The government emphasises its view (which I tend to agree with) that patents should not be available merely for DNA sequences already found in nature (even if they have been rendered "pure"), though they should be available for such things as gene-replacement therapies, engineered biological drugs, methods for modifying the properties of organisms, etc. This will also include novel organisms as in the key Chakrabarty case from 1980.

Proceedings continue.

1 comment:

Anonymous said...

Most discussions I've heard on what should be patentable, by who and for how long, fail to identify that the various sides believe patients are actually meant to be *for*. And without that being made explicit, it is harder to judge the position or intent of the argument.

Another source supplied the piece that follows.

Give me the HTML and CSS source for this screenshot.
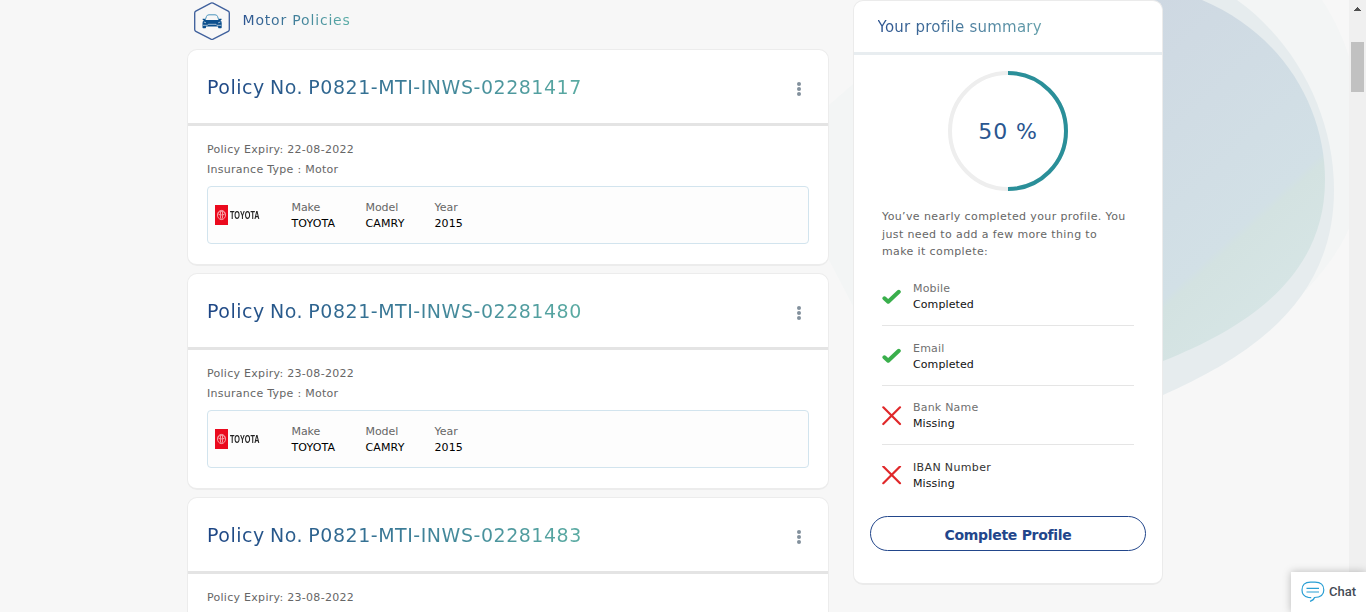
FILE: index.html
```
<!DOCTYPE html>
<html lang="en">
<head>
<meta charset="utf-8">
<title>Motor Policies</title>
<link rel="stylesheet" href="styles.css">
</head>
<body>
<svg class="backdrop" viewBox="0 0 1366 612" aria-hidden="true">
  <defs>
    <linearGradient id="blob" gradientUnits="userSpaceOnUse" x1="1150" y1="0" x2="1361" y2="229">
      <stop offset="0" stop-color="#ced8e2"/><stop offset=".735" stop-color="#d2e0e6"/><stop offset=".76" stop-color="#d3e2e1"/><stop offset="1" stop-color="#d6e5e5"/>
    </linearGradient>
  </defs>
  <path fill="#f3f5f5" d="M1322 0C1350 42 1366 100 1364 165C1360 220 1340 252 1311 285C1250 350 1200 375 1163 395L1000 420L853 306L829 260V105L853 84L1000 0Z"/>
  <path fill="#e6ecee" d="M1237 0C1296 42 1334 115 1334 190C1334 305 1245 358 1163 395L1000 300V0Z"/>
  <path fill="url(#blob)" d="M1202 0C1285 35 1325 110 1325 180C1325 275 1250 326 1163 361L1000 300V0Z"/>
</svg>
<div class="page">
  <main class="policies">
    <h2 class="section-title">
      <svg class="hex" width="38" height="39" viewBox="0 0 38 39">
        <path d="M18.9 1.9Q19.5 1.9 20.1 2.2L35.2 10.1Q36.3 10.8 36.3 12V28.5Q36.3 29.7 35.2 30.3L20.1 38.2Q19 38.7 17.9 38.2L2.8 30.3Q1.7 29.7 1.7 28.5V12Q1.7 10.8 2.8 10.1L17.9 2.2Q18.4 1.9 18.9 1.9Z" fill="none" stroke="#40619d" stroke-width="1.35"/>
        <g transform="translate(0 1)">
        <path d="M12.2 18L13.5 14.4Q14 12.8 16 12.8H22Q24 12.8 24.5 14.4L25.8 18" fill="none" stroke="#4b94bd" stroke-width="1"/>
        <path fill="#0b4e8c" d="M9.7 16.7H11.7L12.4 18H25.6L26.3 16.7H28.5V18H27.3Q28.7 19 28.7 21V25.6Q28.7 26.2 28 26.2H25.8Q25.1 26.2 25.1 25.3V24.6H13V25.3Q13 26.2 12.3 26.2H10.1Q9.5 26.2 9.5 25.6V21Q9.5 19 11 18H9.7Z"/>
        <path stroke="#c8d9e6" stroke-width=".8" fill="none" d="M10.8 20L13 20.8M27.4 20L25.2 20.8M10 23.3H14.5L15.3 22.3H23L23.8 23.3H28.3"/>
        </g>
      </svg>
      <span class="grad section-label">Motor Policies</span>
    </h2>

    <section class="policy">
      <header class="policy-head"><h3 class="grad policy-no">Policy No. P0821-MTI-INWS-02281417</h3><span class="dots"><i></i><i></i><i></i></span></header>
      <div class="policy-body">
        <p class="expiry">Policy Expiry: 22-08-2022</p><p class="type">Insurance Type : Motor</p>
        <div class="vehicle">
          <div class="brand"><svg width="13" height="20" viewBox="0 0 13 20"><path fill="#eb0a1e" d="M0 0H13V20H0Z"/><g fill="none" stroke="#f7a0a6" stroke-width="1"><ellipse cx="6.5" cy="10" rx="4" ry="4.6"/><ellipse cx="6.5" cy="8.2" rx="3.6" ry="1.7"/><ellipse cx="6.5" cy="10" rx="1.2" ry="4.3"/></g></svg><span class="wordmark">TOYOTA</span></div>
          <dl class="make"><dt>Make</dt><dd>TOYOTA</dd></dl><dl class="model"><dt>Model</dt><dd>CAMRY</dd></dl><dl class="year"><dt>Year</dt><dd>2015</dd></dl>
        </div>
      </div>
    </section>

    <section class="policy">
      <header class="policy-head"><h3 class="grad policy-no">Policy No. P0821-MTI-INWS-02281480</h3><span class="dots"><i></i><i></i><i></i></span></header>
      <div class="policy-body">
        <p class="expiry">Policy Expiry: 23-08-2022</p><p class="type">Insurance Type : Motor</p>
        <div class="vehicle">
          <div class="brand"><svg width="13" height="20" viewBox="0 0 13 20"><path fill="#eb0a1e" d="M0 0H13V20H0Z"/><g fill="none" stroke="#f7a0a6" stroke-width="1"><ellipse cx="6.5" cy="10" rx="4" ry="4.6"/><ellipse cx="6.5" cy="8.2" rx="3.6" ry="1.7"/><ellipse cx="6.5" cy="10" rx="1.2" ry="4.3"/></g></svg><span class="wordmark">TOYOTA</span></div>
          <dl class="make"><dt>Make</dt><dd>TOYOTA</dd></dl><dl class="model"><dt>Model</dt><dd>CAMRY</dd></dl><dl class="year"><dt>Year</dt><dd>2015</dd></dl>
        </div>
      </div>
    </section>

    <section class="policy">
      <header class="policy-head"><h3 class="grad policy-no">Policy No. P0821-MTI-INWS-02281483</h3><span class="dots"><i></i><i></i><i></i></span></header>
      <div class="policy-body">
        <p class="expiry">Policy Expiry: 23-08-2022</p>
      </div>
    </section>
  </main>

  <aside class="profile">
    <header class="profile-head"><h3 class="grad profile-title">Your profile summary</h3></header>
    <div class="profile-body">
      <div class="ring">
        <svg width="120" height="120" viewBox="0 0 120 120"><circle cx="60" cy="60" r="58" fill="none" stroke="#eee" stroke-width="4"/><path d="M60 2A58 58 0 0 1 60 118" fill="none" stroke="#2a8f99" stroke-width="4"/></svg>
        <span class="percent">50 %</span>
      </div>
      <p class="note">You’ve nearly completed your profile. You<br>just need to add a few more thing to<br>make it complete:</p>
      <ul class="checks">
        <li><svg width="20" height="20" viewBox="0 0 20 20"><path class="tick" d="M2.4 11.3L6.2 14.7L16.8 4.8"/></svg><div><span class="muted">Mobile</span><b>Completed</b></div></li>
        <li><svg width="20" height="20" viewBox="0 0 20 20"><path class="tick" d="M2.4 11.3L6.2 14.7L16.8 4.8"/></svg><div><span class="muted">Email</span><b>Completed</b></div></li>
        <li><svg width="20" height="20" viewBox="0 0 20 20"><path class="cross" d="M1.3 1.3L18 18M18 1.3L1.3 18"/></svg><div><span class="muted">Bank Name</span><b>Missing</b></div></li>
        <li><svg width="20" height="20" viewBox="0 0 20 20"><path class="cross" d="M1.3 .5L18 17.2M18 .5L1.3 17.2"/></svg><div><span>IBAN Number</span><b>Missing</b></div></li>
      </ul>
      <button class="complete">Complete Profile</button>
    </div>
  </aside>
</div>
<div class="scrollbar"><svg width="17" height="17" viewBox="0 0 17 17"><path fill="#505050" d="M5 11V10H6V9H7V8H8V7H9V8H10V9H11V10H12V11Z"/></svg><div class="thumb"></div></div>
<div class="chat">
  <svg width="24" height="22" viewBox="0 0 24 22" fill="none" stroke="#2a9fd4" stroke-width="1.2"><path d="M9 20.3Q12.5 19.5 13.5 16.5Q22.8 16.3 22.8 9Q22.8 1.2 14 1.2H9.5Q1 1.2 1 9Q1 15.3 7.3 16.3L10.2 16.6"/><path d="M5.5 7.4H18M5.5 11H18"/></svg>
  <span>Chat</span>
</div>
</body>
</html>
```
FILE: styles.css
```
* { box-sizing: border-box; margin: 0; padding: 0; }
body {
  width: 1366px; height: 612px; overflow: hidden; background: #f7f7f7;
  font: 11px/16px Verdana, "DejaVu Sans", sans-serif; color: #000;
}
h2, h3, b { font-weight: normal; }
.backdrop { position: absolute; inset: 0; width: 1366px; height: 612px; }
.page { position: relative; display: flex; align-items: flex-start; gap: 24px; height: 612px; padding-left: 187px; overflow: hidden; }
.grad { background-clip: text; -webkit-background-clip: text; color: transparent; white-space: nowrap; }

.policies { width: 642px; flex: none; }
.section-title { display: flex; align-items: center; height: 49px; padding: 0 0 8px 6px; }
.section-label { margin: 0 0 1px 11.5px; font-size: 14px; line-height: 20px; letter-spacing: .82px; background-image: linear-gradient(90deg, #2c5490, #5aaea6); }
.policy { height: 217px; margin-bottom: 7px; background: #fff; border: 1px solid #ececec; border-bottom-width: 2px; border-radius: 10px; }
.policy-head { display: flex; justify-content: space-between; align-items: center; height: 76px; padding: 0 27px 0 19px; border-bottom: 3px solid #e4e4e4; }
.policy-no { font-size: 19px; line-height: 28px; letter-spacing: .53px; word-spacing: -1.4px; background-image: linear-gradient(90deg, #1c4484, #3d7f98 55%, #5aaba2); }
.dots { display: grid; gap: 1px; padding-top: 5px; }
.dots i { width: 4px; height: 4px; border-radius: 50%; background: #82909c; }
.policy-body { padding: 14px 19px 0; color: #666; }
.policy-body p { height: 20px; line-height: 20px; white-space: nowrap; letter-spacing: .28px; }
.vehicle { display: flex; align-items: center; width: 602px; height: 58px; margin-top: 6px; padding-left: 7.4px; background: #fdfdfd; border: 1px solid #d2e4ee; border-radius: 4px; }
.brand { display: flex; align-items: center; gap: 2px; width: 76px; }
.wordmark { font: bold 11px/16px "Liberation Sans", sans-serif; color: #222; transform: scaleX(.66); transform-origin: left; }
dl { padding-top: 1px; white-space: nowrap; }
dd { color: #000; letter-spacing: .15px; }
.make { width: 74px; }
.model { width: 69px; }

.profile { width: 310px; height: 585px; flex: none; background: #fff; border: 1px solid #ebebeb; border-bottom-width: 2px; border-radius: 10px; }
.profile-head { display: flex; align-items: center; height: 54px; padding-left: 23.5px; border-bottom: 3px solid #e8edf0; }
.profile-title { font-size: 15px; line-height: 22px; letter-spacing: .23px; background-image: linear-gradient(90deg, #2d548f, #649fab); }
.profile-body { padding: 16px 16px 0; }
.ring { display: grid; width: 120px; height: 120px; margin: 0 0 0 78px; place-items: center; }
.ring > * { grid-area: 1 / 1; }
.percent { padding-top: 1px; font-size: 22px; line-height: 28px; letter-spacing: .9px; color: #2a5690; white-space: nowrap; }
.note { margin: 17px 0 0 12px; line-height: 17.5px; letter-spacing: .38px; color: #666; white-space: nowrap; }
.checks { width: 252px; margin: 6px 0 0 12px; list-style: none; }
.checks li { display: flex; align-items: center; height: 59.5px; padding-top: 2px; border-bottom: 1px solid #e5e5e5; }
.checks li:last-child { border-bottom: 0; }
.checks li:nth-child(2) div { padding-top: 1px; }
.checks svg { flex: none; width: 20px; margin: 0 11px 0 0; }
.checks div { display: grid; color: #333; letter-spacing: .36px; white-space: nowrap; }
.checks b { color: #111; letter-spacing: .1px; }
.checks .muted { color: #707070; letter-spacing: .2px; }
.tick { fill: none; stroke: #3aaf4c; stroke-width: 4; stroke-linecap: round; stroke-linejoin: round; }
.cross { fill: none; stroke: #e0282a; stroke-width: 2.2; stroke-linecap: round; }
.complete { display: block; width: 276px; height: 35px; margin-top: 11px; padding-top: 3px; border: 1px solid #22468b; border-radius: 18px; background: #fff; color: #22468b; font: bold 14px/20px Verdana, "DejaVu Sans", sans-serif; letter-spacing: -.3px; }

/* page scrollbar and floating chat launcher sit over the page */
.scrollbar { position: absolute; top: 0; right: 0; width: 17px; height: 612px; background: rgba(239, 239, 239, .85); }
.scrollbar svg { display: block; height: 17px; }
.thumb { width: 13px; height: 50px; margin: 25px 0 0 2px; background: #c1c1c1; }
.chat { position: absolute; right: 0; bottom: 0; display: flex; align-items: center; gap: 4px; width: 75px; height: 40px; padding-left: 10px; background: #fff; box-shadow: 0 0 8px rgba(0, 0, 0, .25); color: #444b55; font: 500 13px/20px Roboto, sans-serif; }
```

For instance, you could argue that patients are:

a) a temporary privilege granted to an inventor, intended to encourage and reward innovation by granting a limited monopoly.

b) a form of private property that the 'inventor' has a natural right too.

c) a tool corporations can buy up and reserve for later battering of their competitors and stiffling of competition.

I think (and I may be wrong) that 'a' is closest to the original intent of patents. But 'b' and 'c' seem to the position assumed by many in the legal and business world (supported by plenty of politicians). Especially so when they talk in terms of patents as 'intellectual property'.

One interesting thing about position 'a' is that is suggests that not all types of invention should be treated equally for patent purposes. Only in those areas where a limited monopoly is likely to really help innovation should patients be granted (if you take this view).

So for example, patients on software should probably not be permitted, as it is a historical fact that software innovation has proceed apace long before any government issued any software patient. (And 'c', and recent history, suggests good reasons for thinking that, in fact, software patients actually harm innovation.)